Reena Kallat’s installation at the Bhau Daji Lad Museum is a take on colonial street names that have made way for indigenous ones.

art and culture Updated: Mar 16, 2013 16:54 IST
Shweta Mehta

From afar, you’d be forgiven for thinking there’s a giant spider web sprawled across the front façade of Bhau Daji lad Museum in Byculla. But move closer and you’d see that it’s a massive installation created by artist Reena Kallat, by stringing together a number of rubber stamps.

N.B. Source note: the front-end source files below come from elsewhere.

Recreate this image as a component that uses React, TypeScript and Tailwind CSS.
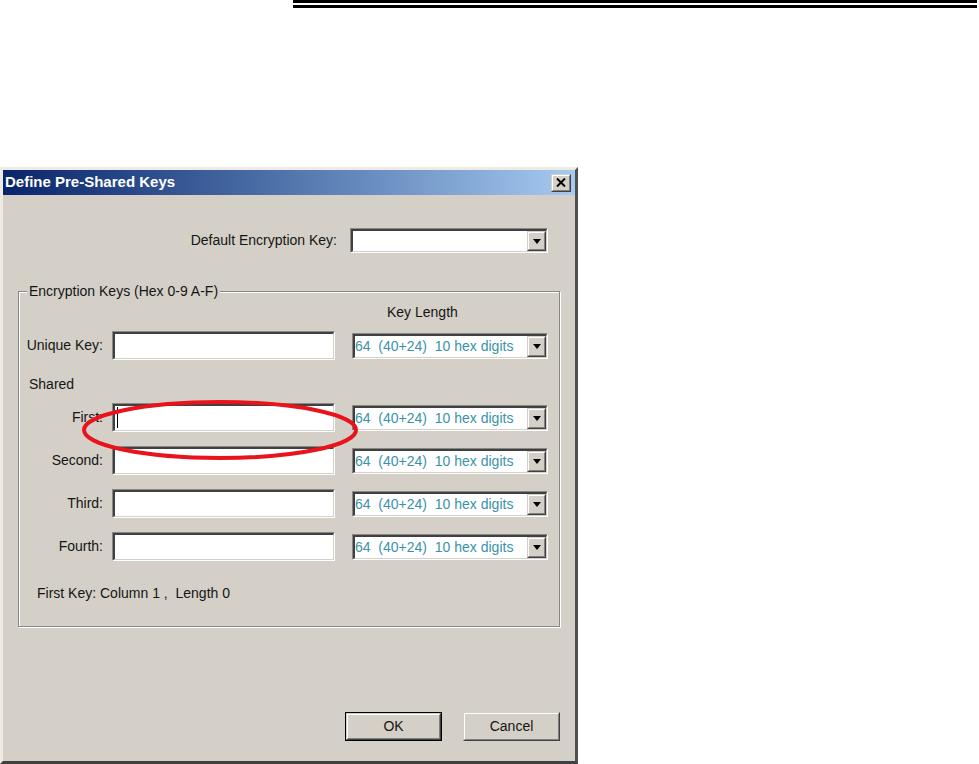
import React from 'react';

const teal = 'text-[#3a92aa]';

function Sunken({ className = '', children }: { className?: string; children?: React.ReactNode }) {
  return (
    <div className={'border border-t-[#8a8884] border-l-[#8a8884] border-b-white border-r-white ' + className}>
      <div className="flex h-full border border-t-2 border-l-2 border-t-[#404040] border-l-[#404040] border-b-[#d4d0c8] border-r-[#d4d0c8] bg-white">
        {children}
      </div>
    </div>
  );
}

function Raised({ className = '', children }: { className?: string; children?: React.ReactNode }) {
  return (
    <div className={'border border-t-[#d4d0c8] border-l-[#d4d0c8] border-b-[#404040] border-r-[#404040] bg-[#d4d0c8] ' + className}>
      <div className="flex h-full w-full items-center justify-center border border-t-white border-l-white border-b-[#808080] border-r-[#808080]">
        {children}
      </div>
    </div>
  );
}

function Combo({ value, className = '' }: { value?: string; className?: string }) {
  return (
    <Sunken className={className}>
      <span className={'flex-1 self-center whitespace-pre leading-none ' + teal}>{value}</span>
      <Raised className="h-full w-[19px] shrink-0">
        <svg width="8" height="5" viewBox="0 0 8 5">
          <path d="M0 0h8L4 5z" fill="#000" />
        </svg>
      </Raised>
    </Sunken>
  );
}

const keyLen = '64  (40+24)  10 hex digits';

function KeyRow({ label, cursor }: { label: string; cursor?: boolean }) {
  return (
    <div className="flex items-center">
      <span className="w-[84px] text-right">{label}</span>
      <Sunken className="ml-[9px] h-[29px] w-[223px]">
        {cursor && <span className="ml-[2px] mt-[1px] h-[21px] w-px bg-black" />}
      </Sunken>
      <Combo value={keyLen} className="ml-[17px] h-[26px] w-[196px]" />
    </div>
  );
}

export default function App() {
  return (
    <div className="relative h-[764px] w-[979px] overflow-hidden bg-white font-['Liberation_Sans',Arial,sans-serif] text-[14px] text-[#151515]">
      <div className="ml-[293px] w-[684px]">
        <div className="h-[3px] bg-black" />
        <div className="mt-[2px] h-[3px] bg-black" />
      </div>

      <div className="mt-[159px] flex h-[597px] w-[578px] flex-col border-[3px] border-t-[#eeeae4] border-l-[#eeeae4] border-b-[#404040] border-r-[#505050] bg-[#d4d0c8]">
        <div className="flex h-[25px] shrink-0 items-center justify-between bg-gradient-to-r from-[#0a246a] to-[#a6caf0] pl-[2px] pr-[4px]">
          <span className="text-[15px] font-bold text-white">Define Pre-Shared Keys</span>
          <Raised className="h-[18px] w-[20px]">
            <svg width="10" height="9" viewBox="0 0 10 9">
              <path d="M1 0.5l8 8M9 0.5l-8 8" stroke="#000" strokeWidth="2" />
            </svg>
          </Raised>
        </div>

        <div className="flex flex-1 flex-col">
          <div className="mt-[33px] flex items-center justify-end pr-[27px]">
            <span>Default Encryption Key:</span>
            <Combo className="ml-[13px] h-[25px] w-[198px]" />
          </div>

          <fieldset className="ml-[15px] mt-[30px] w-[542px] border border-[#8a8884] pb-[25px] shadow-[1px_1px_0_#fff,inset_1px_1px_0_#fff]">
            <legend className="ml-[8px] bg-[#d4d0c8] px-[2px] leading-[16px]">Encryption Keys (Hex 0-9 A-F)</legend>
            <div className="ml-[368px] mt-[5px] leading-[16px]">Key Length</div>
            <div className="mt-[11px]">
              <KeyRow label="Unique Key:" />
            </div>
            <div className="ml-[10px] mt-[16px] leading-[16px]">Shared</div>
            <div className="mt-[11px] flex flex-col gap-[14px]">
              <KeyRow label="First:" cursor />
              <KeyRow label="Second:" />
              <KeyRow label="Third:" />
              <KeyRow label="Fourth:" />
            </div>
            <div className="ml-[18px] mt-[24px] leading-[16px]">First Key: Column 1 ,&nbsp; Length 0</div>
          </fieldset>

          <div className="mt-[85px] flex justify-end gap-[21px] pr-[15px]">
            <div className="border border-black">
              <Raised className="h-[27px] w-[95px]">OK</Raised>
            </div>
            <Raised className="h-[29px] w-[97px]">Cancel</Raised>
          </div>
        </div>
      </div>

      <svg className="absolute left-[81px] top-[399px]" width="278" height="62" viewBox="0 0 278 62">
        <ellipse cx="139" cy="31" rx="136" ry="28" fill="none" stroke="#e8131b" strokeWidth="4" />
      </svg>
    </div>
  );
}
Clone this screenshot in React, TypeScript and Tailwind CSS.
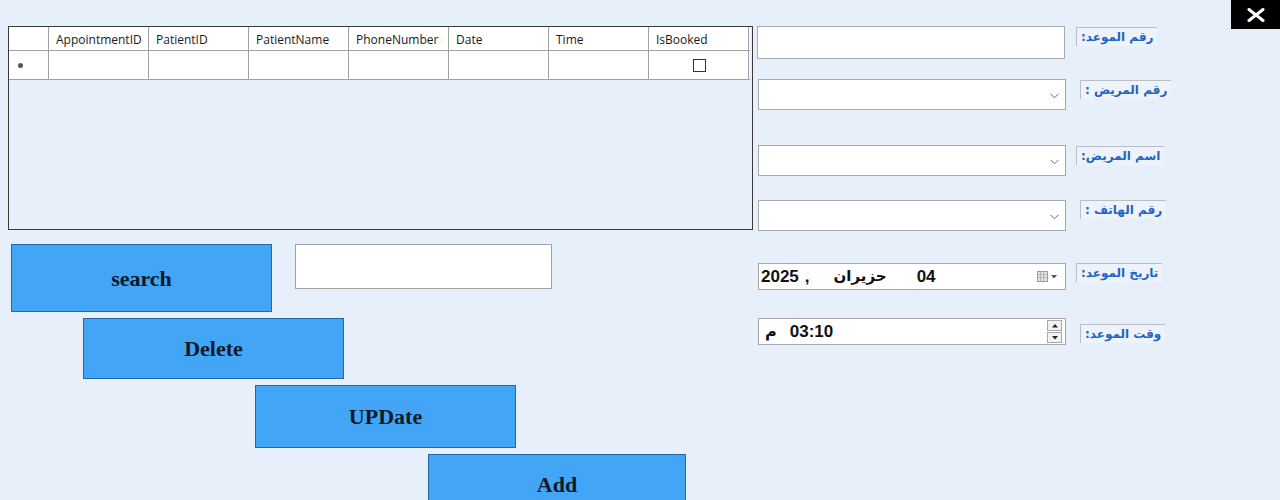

Each stamp bears an old, colonial name of one of the city’s streets, which since then has been rechristened with a more indigenous name. “Some street names have held meanings in people’s lives and are reflections of the city and the transformation it has undergone. In fact, the museum too was originally named Victoria and Albert museum. It houses and archives several pieces that reflect our industrial and artisanal past. There are statues that carry the original names of the streets where they were placed,” explains Kallat.

The installation has been created as part of ZegnArt Public, a collaboration between Italy’s Ermenegildo Zegna Group and the city museum. The initiative also includes a series of workshops conducted by Kallat and a residency grant for an Indian artist less than 32 years of age.

Kallat claims that over the past decade, she has used rubber stamps in many of her works. “They are symbolic of the bureaucratic practice. They can confirm or obscure identities by either endorsing names or stamping them out of existence,” she says. “Arthur Road is now Sane Guruji Marg, while Clark Road is Keshavrao Khadye Marg. Their history is parallel to the museum’s history. In the process, I had the joy of learning about their history and transformation.”

As part of the agreement, the installation will be up for viewing till April 14 and the dates may be extended. The museum is understood to have agreed to showcase it three times over the next decade.